§ Directive
Each line that holds the word "this" counts once; report how many lines do so and nothing else.

..........

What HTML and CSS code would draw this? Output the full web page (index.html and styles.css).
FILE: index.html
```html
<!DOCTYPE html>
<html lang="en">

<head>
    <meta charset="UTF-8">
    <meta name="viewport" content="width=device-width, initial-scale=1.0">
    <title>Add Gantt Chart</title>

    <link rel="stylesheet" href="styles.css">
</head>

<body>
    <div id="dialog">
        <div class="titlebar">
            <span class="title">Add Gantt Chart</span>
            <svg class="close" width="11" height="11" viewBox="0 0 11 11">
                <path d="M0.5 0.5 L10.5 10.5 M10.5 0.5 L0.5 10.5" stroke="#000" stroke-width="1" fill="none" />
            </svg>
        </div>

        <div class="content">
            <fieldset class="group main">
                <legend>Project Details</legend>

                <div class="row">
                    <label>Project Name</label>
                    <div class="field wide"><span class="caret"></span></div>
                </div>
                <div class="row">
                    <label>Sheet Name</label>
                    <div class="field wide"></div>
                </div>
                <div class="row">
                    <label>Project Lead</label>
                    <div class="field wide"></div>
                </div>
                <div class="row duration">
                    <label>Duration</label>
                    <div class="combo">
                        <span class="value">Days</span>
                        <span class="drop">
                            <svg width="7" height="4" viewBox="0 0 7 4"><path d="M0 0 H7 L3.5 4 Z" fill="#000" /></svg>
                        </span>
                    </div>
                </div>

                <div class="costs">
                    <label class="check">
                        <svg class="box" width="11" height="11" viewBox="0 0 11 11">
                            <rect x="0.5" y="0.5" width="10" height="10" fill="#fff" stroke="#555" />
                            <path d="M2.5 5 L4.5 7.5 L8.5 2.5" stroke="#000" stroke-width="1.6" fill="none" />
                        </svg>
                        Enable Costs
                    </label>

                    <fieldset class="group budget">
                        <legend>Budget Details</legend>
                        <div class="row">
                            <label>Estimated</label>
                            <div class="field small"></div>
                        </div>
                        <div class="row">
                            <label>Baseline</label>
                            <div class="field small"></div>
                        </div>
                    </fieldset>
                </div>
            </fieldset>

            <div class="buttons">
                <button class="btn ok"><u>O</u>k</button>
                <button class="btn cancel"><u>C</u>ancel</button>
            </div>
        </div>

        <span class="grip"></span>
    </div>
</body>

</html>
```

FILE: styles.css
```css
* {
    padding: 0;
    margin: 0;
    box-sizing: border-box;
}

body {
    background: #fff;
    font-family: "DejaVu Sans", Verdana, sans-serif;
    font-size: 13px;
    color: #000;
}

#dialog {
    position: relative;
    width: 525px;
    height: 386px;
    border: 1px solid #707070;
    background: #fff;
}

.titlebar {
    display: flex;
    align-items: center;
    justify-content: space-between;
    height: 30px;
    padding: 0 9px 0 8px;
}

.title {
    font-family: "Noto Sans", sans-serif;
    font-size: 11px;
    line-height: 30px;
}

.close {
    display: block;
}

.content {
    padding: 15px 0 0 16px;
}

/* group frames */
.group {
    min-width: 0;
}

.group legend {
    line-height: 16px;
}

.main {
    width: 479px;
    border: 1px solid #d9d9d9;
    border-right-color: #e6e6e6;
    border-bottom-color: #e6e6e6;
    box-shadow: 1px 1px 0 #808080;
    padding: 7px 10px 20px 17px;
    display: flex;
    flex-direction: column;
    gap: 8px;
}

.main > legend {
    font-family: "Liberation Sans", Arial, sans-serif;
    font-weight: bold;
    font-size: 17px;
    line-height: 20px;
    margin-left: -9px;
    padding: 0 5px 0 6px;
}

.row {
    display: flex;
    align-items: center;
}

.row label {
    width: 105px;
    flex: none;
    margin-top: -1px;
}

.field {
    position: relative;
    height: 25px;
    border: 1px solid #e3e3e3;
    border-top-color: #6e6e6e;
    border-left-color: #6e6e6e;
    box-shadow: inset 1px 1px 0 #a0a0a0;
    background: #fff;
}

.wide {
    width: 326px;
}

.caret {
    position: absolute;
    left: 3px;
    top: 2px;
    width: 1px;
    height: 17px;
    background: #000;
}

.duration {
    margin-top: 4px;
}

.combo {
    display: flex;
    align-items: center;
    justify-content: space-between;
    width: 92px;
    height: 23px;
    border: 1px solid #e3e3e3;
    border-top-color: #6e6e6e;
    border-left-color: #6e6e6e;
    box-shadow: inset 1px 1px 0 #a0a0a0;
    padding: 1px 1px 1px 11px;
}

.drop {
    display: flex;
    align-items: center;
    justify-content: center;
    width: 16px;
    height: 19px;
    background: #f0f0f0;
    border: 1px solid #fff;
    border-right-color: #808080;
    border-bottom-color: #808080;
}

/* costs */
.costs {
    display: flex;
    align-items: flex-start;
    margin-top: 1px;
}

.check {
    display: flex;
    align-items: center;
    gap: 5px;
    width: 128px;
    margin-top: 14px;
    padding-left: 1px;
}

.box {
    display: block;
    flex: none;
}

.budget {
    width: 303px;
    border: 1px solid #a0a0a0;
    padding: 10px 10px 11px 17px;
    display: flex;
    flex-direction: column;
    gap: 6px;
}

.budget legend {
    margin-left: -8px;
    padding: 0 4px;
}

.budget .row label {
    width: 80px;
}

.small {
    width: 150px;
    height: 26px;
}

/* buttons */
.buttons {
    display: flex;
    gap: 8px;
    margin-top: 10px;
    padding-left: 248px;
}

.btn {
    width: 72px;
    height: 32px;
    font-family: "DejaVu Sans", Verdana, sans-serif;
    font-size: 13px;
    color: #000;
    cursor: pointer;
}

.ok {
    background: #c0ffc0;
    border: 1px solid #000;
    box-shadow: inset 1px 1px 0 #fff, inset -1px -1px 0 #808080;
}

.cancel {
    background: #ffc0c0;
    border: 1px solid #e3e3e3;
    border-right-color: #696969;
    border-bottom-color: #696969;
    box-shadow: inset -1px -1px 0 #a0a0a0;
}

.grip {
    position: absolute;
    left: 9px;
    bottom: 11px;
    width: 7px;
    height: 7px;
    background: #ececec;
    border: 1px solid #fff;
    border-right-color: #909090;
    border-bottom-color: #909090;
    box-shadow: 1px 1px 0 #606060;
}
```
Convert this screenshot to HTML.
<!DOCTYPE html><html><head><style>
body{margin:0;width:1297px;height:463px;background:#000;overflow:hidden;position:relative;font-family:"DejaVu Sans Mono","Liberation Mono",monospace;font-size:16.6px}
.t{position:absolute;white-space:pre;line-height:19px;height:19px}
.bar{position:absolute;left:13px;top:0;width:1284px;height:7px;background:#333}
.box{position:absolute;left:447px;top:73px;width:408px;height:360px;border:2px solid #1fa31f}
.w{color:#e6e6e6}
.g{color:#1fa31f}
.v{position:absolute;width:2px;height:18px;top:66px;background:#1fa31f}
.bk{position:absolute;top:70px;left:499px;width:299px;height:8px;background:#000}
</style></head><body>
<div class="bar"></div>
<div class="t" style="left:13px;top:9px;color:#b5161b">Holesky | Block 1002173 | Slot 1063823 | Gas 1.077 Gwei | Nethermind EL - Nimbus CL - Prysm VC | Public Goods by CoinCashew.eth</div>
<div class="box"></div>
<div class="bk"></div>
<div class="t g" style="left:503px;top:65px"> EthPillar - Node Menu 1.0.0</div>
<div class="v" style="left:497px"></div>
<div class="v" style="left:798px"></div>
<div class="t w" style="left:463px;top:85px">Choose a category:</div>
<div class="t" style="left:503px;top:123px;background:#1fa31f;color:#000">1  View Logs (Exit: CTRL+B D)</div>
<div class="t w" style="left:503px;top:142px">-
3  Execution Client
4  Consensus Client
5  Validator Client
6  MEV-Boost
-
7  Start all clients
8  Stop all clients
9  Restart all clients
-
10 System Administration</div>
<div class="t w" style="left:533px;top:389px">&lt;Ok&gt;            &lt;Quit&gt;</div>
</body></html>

..........

§ Completed exercise
2